"IF BORDERLINES ARE SO AFRAID OF ABANDONMENT, WHY DO THEY PUSH US AWAY?!"
People with BPD traits have a very poor sense of Self. They're not only physical cutters, most are emotional cutters (brutally hard on themselves). Many are (also) pathologically codependent ~always people pleasing, and trying to 'buy' affection, acceptance and adoration from others. This dual diagnosis is extremely common among those who work in the psychotherapeutic profession.
For the Borderline, loss of Self (what little they have) always trumps fear of losing someone meaningful. This is why they may feel more at peace, happy and emotionally stable IN-BETWEEN romantic involvements.
Many people with BPD intermittently struggle with suicidal ideation. Due to having a severely underdeveloped sense of Self spawned by dissociation from emotions since around the age of two, it’s not too difficult to contemplate killing off half of a self, rather than an emotionally intact, whole one.
If you're someone who's always wondered, "if Borderlines are so “afraid of ABANDONMENT” (which is part of the BPD propaganda you’ll generally read online, written by folks who are ignorant about this disorder~ regardless of how many letters they have following their name) why do they push people away?" it's because they've become inured to abandonment since infancy, to where they literally anticipate and EXPECT IT!
ATTACHMENT is terrifying to BPD individuals, for it threatens what little sense of Self they've actually cultivated since they were very young, and triggers dependency and engulfment concerns: "If I let myself get really close to You, I’ll have to give-up too much of Me, and will cease to exist."
So few understand the etiology of this disorder, how and why it’s perpetuated generation to generation, and what is needed to repair, resolve and truly heal it. Borderlines are not bad people~ they’re just badly damaged (fractured inside), and have built solid defenses that act like a suit of armor, to protect them from further harm. BPD is a developmental arrest issue, not a “mental illness.” Too much emotional pain had to be dissociated from when Borderlines were little, for them to have developed into fully feeling, functional, self-actualized adults.
When a Borderline has engaged meaningful professional treatment, they begin forming an attachment to their therapist. For many, this is when they start to experience feelings of anxiety, for real (non-eroticized) closeness feels foreign to Borderlines and is hard to accommodate, without feeling the need to distance or flee. Sabotaging the therapeutic relationship is common practice for people with BPD traits.
When a Borderline begins making therapeutic strides, dependency fears emerge within (“I need this person”). Some search for a ‘fly in the (healing) ointment,’ and begin strategizing their Exit Plan from treatment.

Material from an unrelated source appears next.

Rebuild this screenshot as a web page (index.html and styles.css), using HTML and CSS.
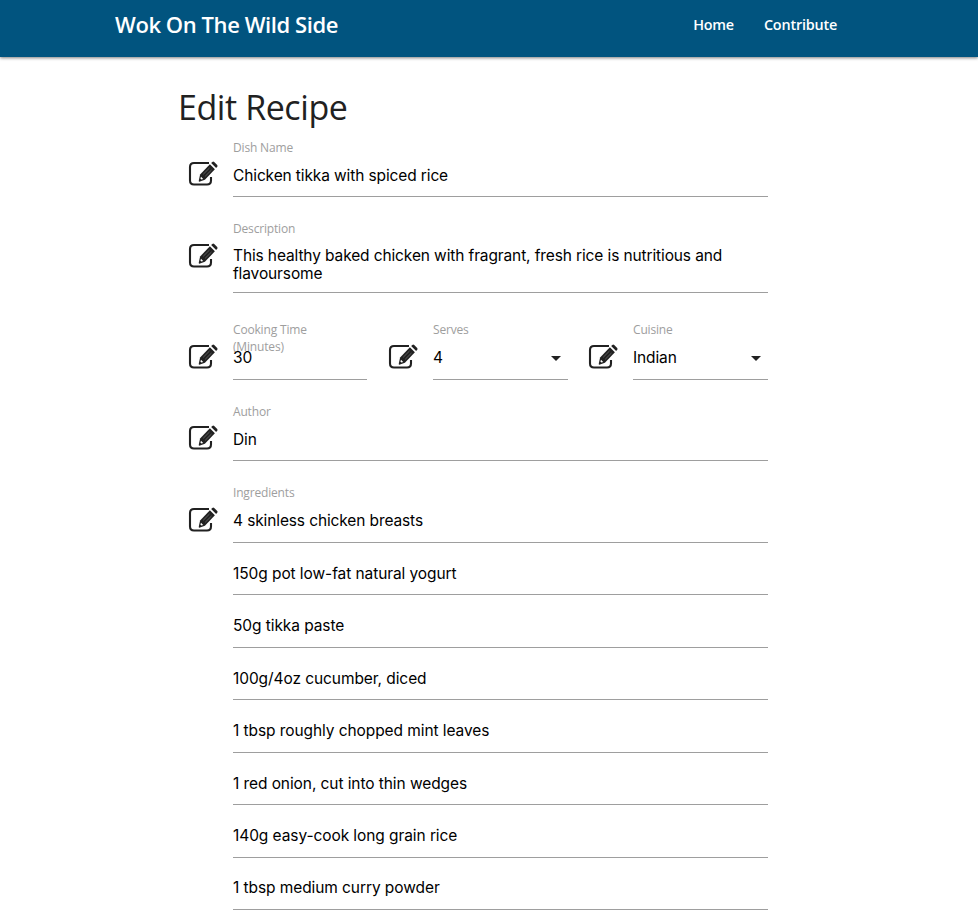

None of this is consciously held by the BPD client or patient. It simply sits under their reliable umbrella of defensive behaviors that helped them survive beyond their tragic, tormented childhood. These clients generally experience sensations of relief once this therapeutic bond is broken. A solid and gifted professional, someone who really cares about helping others truly heal however, cannot help but experience a little heartbreak.